Bu uyarılardan sonra romanın en sert bölümüne geçiliyor. Bana kalırsa emniyet kemeri bağlanılarak okunması gereken yerler bunlar. Zira yazar toplumun cenneti de cehennemi de içinde taşıdığını, ne olacaksa burada olacağını apaçık bir netlikle söylüyor. Hayat, beklediğimiz gibi değil, olduğu gibidir diyor. İşte bu noktada çok yerleşik bir paradigmayı sarsak iskelesinden düşürüveriyor.

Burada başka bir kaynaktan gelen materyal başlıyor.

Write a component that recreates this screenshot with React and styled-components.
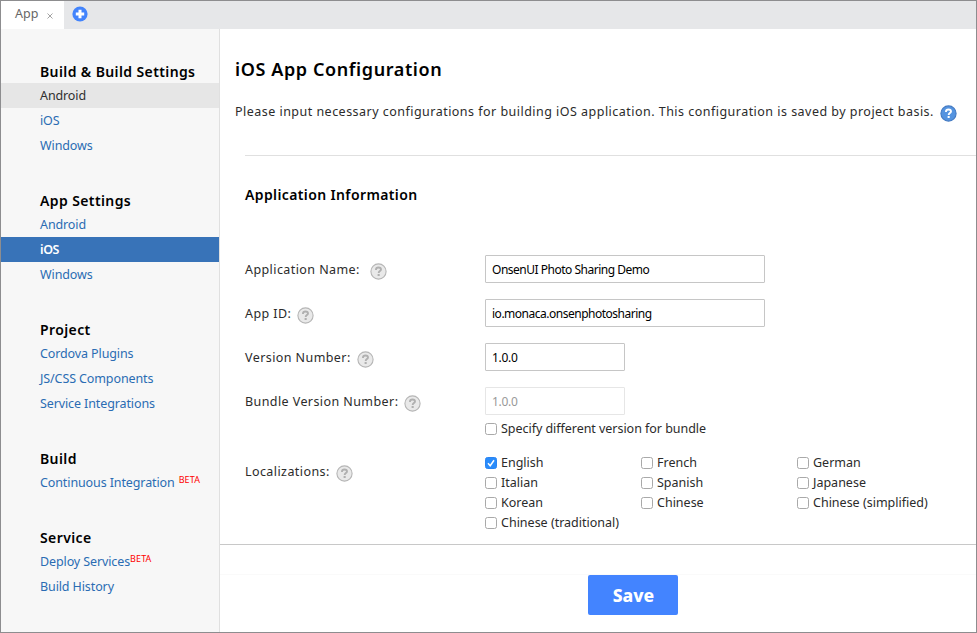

Hayatı katlanılır kılan olağanüstülüklerin, görünmez güçlerin, mitolojilerin, her an gerçekleşeceğine iman ettiğimiz mucizelerin yerine azmi ve çalışmayı koyuyor. Toplum gerçekle sahtenin ayrımını yapamazsa bu olağanüstülüklerin biri gider biri gelir diye de ekliyor. 

Son tahlilde kitap sahte bilimin, agnotolojinin ve çoğulcu cehaletin başa çıkılması  çokta zor olmayan işler olduğunu ve insanın aklını kullanması gerektiğini hatırlatıyor. Aromatik Adam'ın internet kullanan herkese okutulması gerektiğini düşünüyorum. Zira metotsuz bir şekilde bilgi bombardımanına zihnini açan modern insan kirlenmekten asla korunamıyor. Yazarın ifadesiyle eşekle atın farkını bilmeyen adama atı eşek diye satıyorlar. Bu nedenle suyun derinliğini ölçerken iki ayağını kullananlardan olmamak lazımdır.